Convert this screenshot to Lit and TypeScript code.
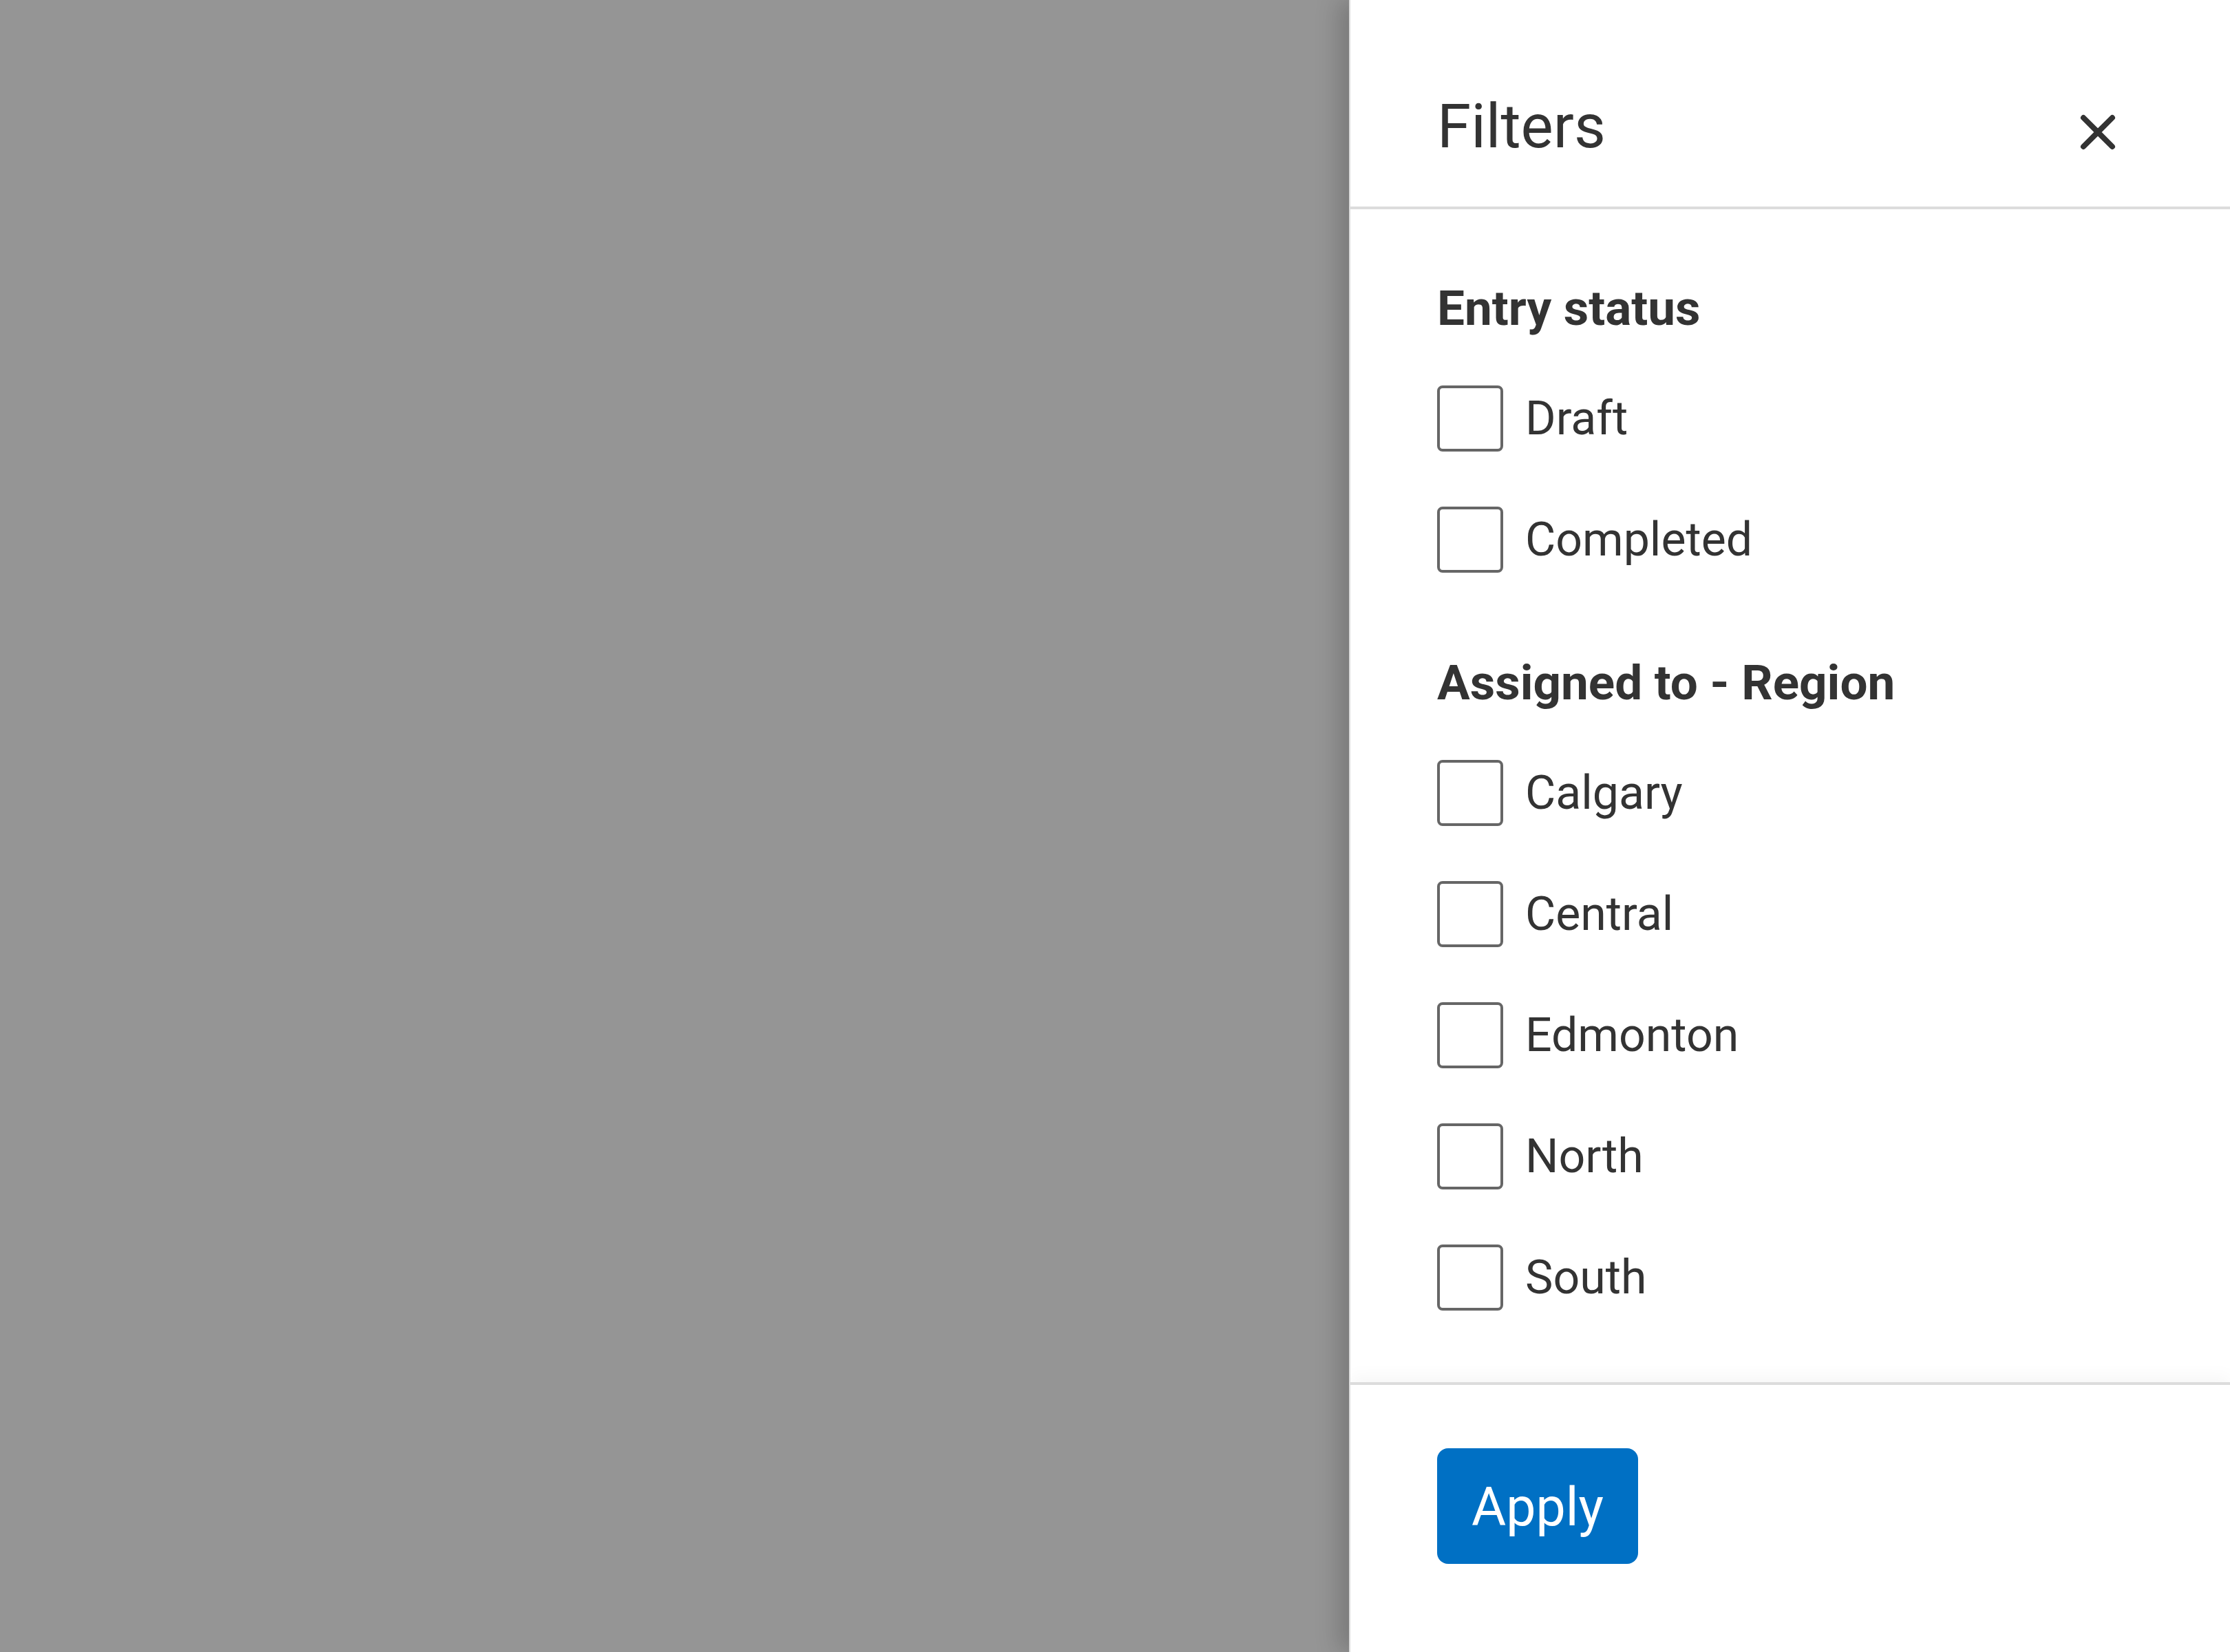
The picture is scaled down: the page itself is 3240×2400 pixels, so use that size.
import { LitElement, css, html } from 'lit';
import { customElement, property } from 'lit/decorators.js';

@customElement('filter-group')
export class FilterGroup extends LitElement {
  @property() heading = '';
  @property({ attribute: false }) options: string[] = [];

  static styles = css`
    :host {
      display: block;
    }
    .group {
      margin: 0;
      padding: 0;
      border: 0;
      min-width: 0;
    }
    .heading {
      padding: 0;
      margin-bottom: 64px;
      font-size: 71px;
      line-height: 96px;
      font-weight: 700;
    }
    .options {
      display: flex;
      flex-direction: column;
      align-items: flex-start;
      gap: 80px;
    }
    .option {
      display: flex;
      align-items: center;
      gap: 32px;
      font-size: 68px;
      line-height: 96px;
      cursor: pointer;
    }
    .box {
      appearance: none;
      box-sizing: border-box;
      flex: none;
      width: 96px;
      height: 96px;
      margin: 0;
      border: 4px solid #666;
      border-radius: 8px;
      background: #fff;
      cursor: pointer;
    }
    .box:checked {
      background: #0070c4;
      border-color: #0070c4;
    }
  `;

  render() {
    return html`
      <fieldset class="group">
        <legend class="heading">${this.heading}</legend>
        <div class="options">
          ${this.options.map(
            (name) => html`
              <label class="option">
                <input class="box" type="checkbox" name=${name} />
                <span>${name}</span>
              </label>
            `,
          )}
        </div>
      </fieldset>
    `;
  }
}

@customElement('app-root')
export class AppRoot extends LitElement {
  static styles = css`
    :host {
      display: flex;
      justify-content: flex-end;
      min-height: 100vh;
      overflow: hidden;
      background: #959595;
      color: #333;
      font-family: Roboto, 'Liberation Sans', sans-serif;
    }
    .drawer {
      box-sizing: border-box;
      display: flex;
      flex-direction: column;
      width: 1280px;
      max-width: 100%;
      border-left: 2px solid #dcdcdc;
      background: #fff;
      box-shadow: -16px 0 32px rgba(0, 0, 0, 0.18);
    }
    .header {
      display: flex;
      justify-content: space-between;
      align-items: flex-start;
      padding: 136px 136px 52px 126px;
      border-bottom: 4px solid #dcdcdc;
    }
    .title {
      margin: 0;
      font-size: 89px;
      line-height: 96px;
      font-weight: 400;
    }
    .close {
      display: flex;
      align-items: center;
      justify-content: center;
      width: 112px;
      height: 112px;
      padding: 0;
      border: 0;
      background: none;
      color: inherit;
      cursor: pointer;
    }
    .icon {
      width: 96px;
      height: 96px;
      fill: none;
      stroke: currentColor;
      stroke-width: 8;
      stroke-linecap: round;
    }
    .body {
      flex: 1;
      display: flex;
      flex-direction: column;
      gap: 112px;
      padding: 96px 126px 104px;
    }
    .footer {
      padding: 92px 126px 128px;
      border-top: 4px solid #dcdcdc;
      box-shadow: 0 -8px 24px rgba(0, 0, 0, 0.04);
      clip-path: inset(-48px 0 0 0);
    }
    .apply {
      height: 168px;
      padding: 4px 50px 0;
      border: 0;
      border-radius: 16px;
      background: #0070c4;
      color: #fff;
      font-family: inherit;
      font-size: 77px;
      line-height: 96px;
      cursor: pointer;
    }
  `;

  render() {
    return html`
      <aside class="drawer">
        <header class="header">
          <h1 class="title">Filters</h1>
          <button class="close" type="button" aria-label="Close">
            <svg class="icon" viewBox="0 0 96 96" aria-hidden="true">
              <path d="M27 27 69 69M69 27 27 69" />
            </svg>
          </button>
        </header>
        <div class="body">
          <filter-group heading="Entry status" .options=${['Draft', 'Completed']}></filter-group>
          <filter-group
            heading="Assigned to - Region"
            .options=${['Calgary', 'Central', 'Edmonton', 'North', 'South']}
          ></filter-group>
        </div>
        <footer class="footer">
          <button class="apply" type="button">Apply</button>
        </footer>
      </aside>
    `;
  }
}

--------

WHAT YOU NEED TO DO
Restate the data above word for word. Skip every picture.

SOLUTION TO THIS TASK
Convert this screenshot to Lit and TypeScript code.
The picture is scaled down: the page itself is 3240×2400 pixels, so use that size.
import { LitElement, css, html } from 'lit';
import { customElement, property } from 'lit/decorators.js';

@customElement('filter-group')
export class FilterGroup extends LitElement {
  @property() heading = '';
  @property({ attribute: false }) options: string[] = [];

  static styles = css`
    :host {
      display: block;
    }
    .group {
      margin: 0;
      padding: 0;
      border: 0;
      min-width: 0;
    }
    .heading {
      padding: 0;
      margin-bottom: 64px;
      font-size: 71px;
      line-height: 96px;
      font-weight: 700;
    }
    .options {
      display: flex;
      flex-direction: column;
      align-items: flex-start;
      gap: 80px;
    }
    .option {
      display: flex;
      align-items: center;
      gap: 32px;
      font-size: 68px;
      line-height: 96px;
      cursor: pointer;
    }
    .box {
      appearance: none;
      box-sizing: border-box;
      flex: none;
      width: 96px;
      height: 96px;
      margin: 0;
      border: 4px solid #666;
      border-radius: 8px;
      background: #fff;
      cursor: pointer;
    }
    .box:checked {
      background: #0070c4;
      border-color: #0070c4;
    }
  `;

  render() {
    return html`
      <fieldset class="group">
        <legend class="heading">${this.heading}</legend>
        <div class="options">
          ${this.options.map(
            (name) => html`
              <label class="option">
                <input class="box" type="checkbox" name=${name} />
                <span>${name}</span>
              </label>
            `,
          )}
        </div>
      </fieldset>
    `;
  }
}

@customElement('app-root')
export class AppRoot extends LitElement {
  static styles = css`
    :host {
      display: flex;
      justify-content: flex-end;
      min-height: 100vh;
      overflow: hidden;
      background: #959595;
      color: #333;
      font-family: Roboto, 'Liberation Sans', sans-serif;
    }
    .drawer {
      box-sizing: border-box;
      display: flex;
      flex-direction: column;
      width: 1280px;
      max-width: 100%;
      border-left: 2px solid #dcdcdc;
      background: #fff;
      box-shadow: -16px 0 32px rgba(0, 0, 0, 0.18);
    }
    .header {
      display: flex;
      justify-content: space-between;
      align-items: flex-start;
      padding: 136px 136px 52px 126px;
      border-bottom: 4px solid #dcdcdc;
    }
    .title {
      margin: 0;
      font-size: 89px;
      line-height: 96px;
      font-weight: 400;
    }
    .close {
      display: flex;
      align-items: center;
      justify-content: center;
      width: 112px;
      height: 112px;
      padding: 0;
      border: 0;
      background: none;
      color: inherit;
      cursor: pointer;
    }
    .icon {
      width: 96px;
      height: 96px;
      fill: none;
      stroke: currentColor;
      stroke-width: 8;
      stroke-linecap: round;
    }
    .body {
      flex: 1;
      display: flex;
      flex-direction: column;
      gap: 112px;
      padding: 96px 126px 104px;
    }
    .footer {
      padding: 92px 126px 128px;
      border-top: 4px solid #dcdcdc;
      box-shadow: 0 -8px 24px rgba(0, 0, 0, 0.04);
      clip-path: inset(-48px 0 0 0);
    }
    .apply {
      height: 168px;
      padding: 4px 50px 0;
      border: 0;
      border-radius: 16px;
      background: #0070c4;
      color: #fff;
      font-family: inherit;
      font-size: 77px;
      line-height: 96px;
      cursor: pointer;
    }
  `;

  render() {
    return html`
      <aside class="drawer">
        <header class="header">
          <h1 class="title">Filters</h1>
          <button class="close" type="button" aria-label="Close">
            <svg class="icon" viewBox="0 0 96 96" aria-hidden="true">
              <path d="M27 27 69 69M69 27 27 69" />
            </svg>
          </button>
        </header>
        <div class="body">
          <filter-group heading="Entry status" .options=${['Draft', 'Completed']}></filter-group>
          <filter-group
            heading="Assigned to - Region"
            .options=${['Calgary', 'Central', 'Edmonton', 'North', 'South']}
          ></filter-group>
        </div>
        <footer class="footer">
          <button class="apply" type="button">Apply</button>
        </footer>
      </aside>
    `;
  }
}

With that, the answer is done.